Before fintech lenders came into being, receiving overseas payments was costly for small and micro businesses because credit companies charged a high fee. Moreover, a huge cost was associated with the money transfers that happened across borders. But fintech changed all that, and today it offers excellent international business opportunities. Transferring money overseas and accepting overseas payments has become both easy and economical. Hence, increasing the ease of doing business overseas for MSMEs.

  • Helping MSMEs track expenses and monitor cash flow

MSME business owners must keep a tab on their expenses and draw their salaries to succeed and thrive in business. So, micro-entrepreneurs need to have an accounting system that tracks their costs and monitors their cash flow in real-time to ensure their business runs without any hiccups. Many fintech companies are offering invoicing and expense tracking apps to small businesses. Many of these apps are free and do not need business owners to have accounting knowledge or advanced IT skills to use them.

Conclusion

The future of business seems promising with the entry of fintech lenders.

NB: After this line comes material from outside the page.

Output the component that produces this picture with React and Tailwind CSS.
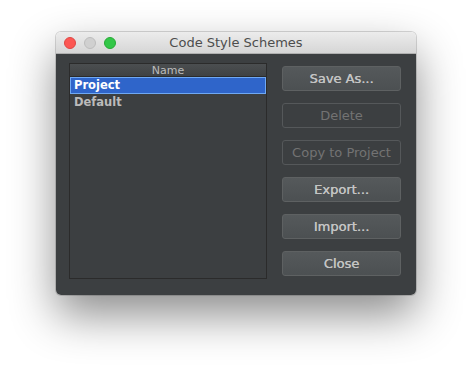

The seamless experience and convenience of using digital lending apps will lead the sector towards exponential growth. The ability of digital lenders to fill the credit gap for both enterprise borrowers and underserved individuals is promising. However, lending platforms would not eliminate the traditional financial institutions from the lending ecosystem. 

Fintech lenders will partner and collaborate with the financial institutions to build an inclusive and balanced lending infrastructure in the country. As a result, both of them will co-exist and collaborate to support and inspire millions of entrepreneurs in the country.

The synergy between the data-based insights, tech-enabled platforms, and the scale of traditional financial institutions will open up powerful avenues to expand the credit reach to a large group of underserved individuals and businesses in the future.